As soon as we have our Project Bundle posted I will post its announcement here on the blog!

Get your burning tips bright and clean, gather your supplies, and chose your favorite wood species so that on Monday you can pull up your computer chair to my virtual classroom!

Take a moment and sign-up for my blog so that you can add your questions, ideas, and share your own techniques as we work through this step-by-step lesson plan.

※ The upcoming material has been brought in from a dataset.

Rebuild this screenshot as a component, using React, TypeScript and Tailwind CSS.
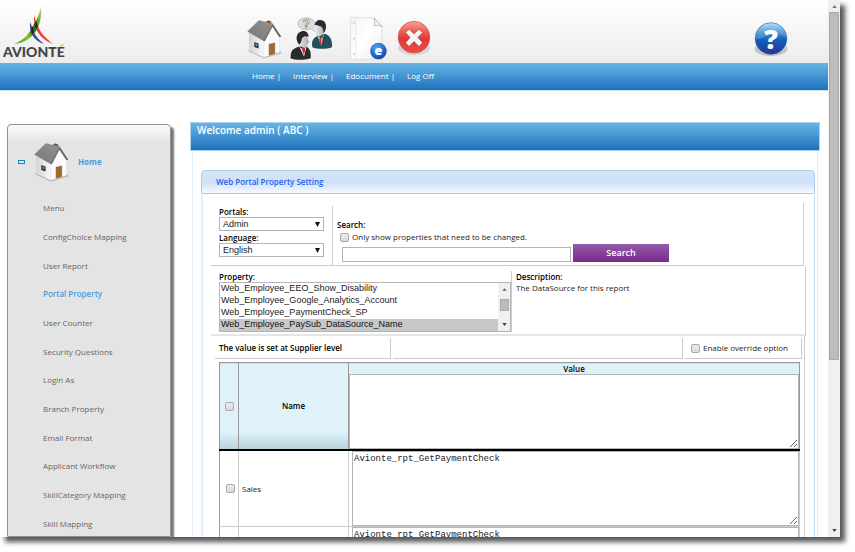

Ceremonial Mask Pattern by Lora IrishBurning Supplies:
Variable temperature burning unit
ball tip or looped tip pen
spear shader pen
curved shader pen

Wood Pyro Blank:
*  9” x 9” poplar practice board
*  9” x 9” poplar pre-cut heart

Pyro Pen Cleaning Supplies:
leather strop
rouging compound
1500 grit emery cloth

General Supplies:
220- or 320- grit sandpaper
clean, dry dusting cloth
graphite paper
#2 to #4 soft pencil
ruler
masking or painter’s tape
8” square of brown paper bag

Optional Finishing Supplies:
watercolor paints
watercolor colored pencils
spray polyurethane or acrylic sealer

*  This project was worked in poplar, but any non-toxic wood can be used, including basswood, birch plywood, and mahogany.   Also consider working this Ceremonial Mask of natural toned chipboard as a scrapbook album cover or on vegetable tanned leather as a cut out wall display.  You may wish to work a dried craft gourd, cut to become a sand candle vase. Whichever wood or burning surface you chose, we will work a Reference Guide Sepia on the same material.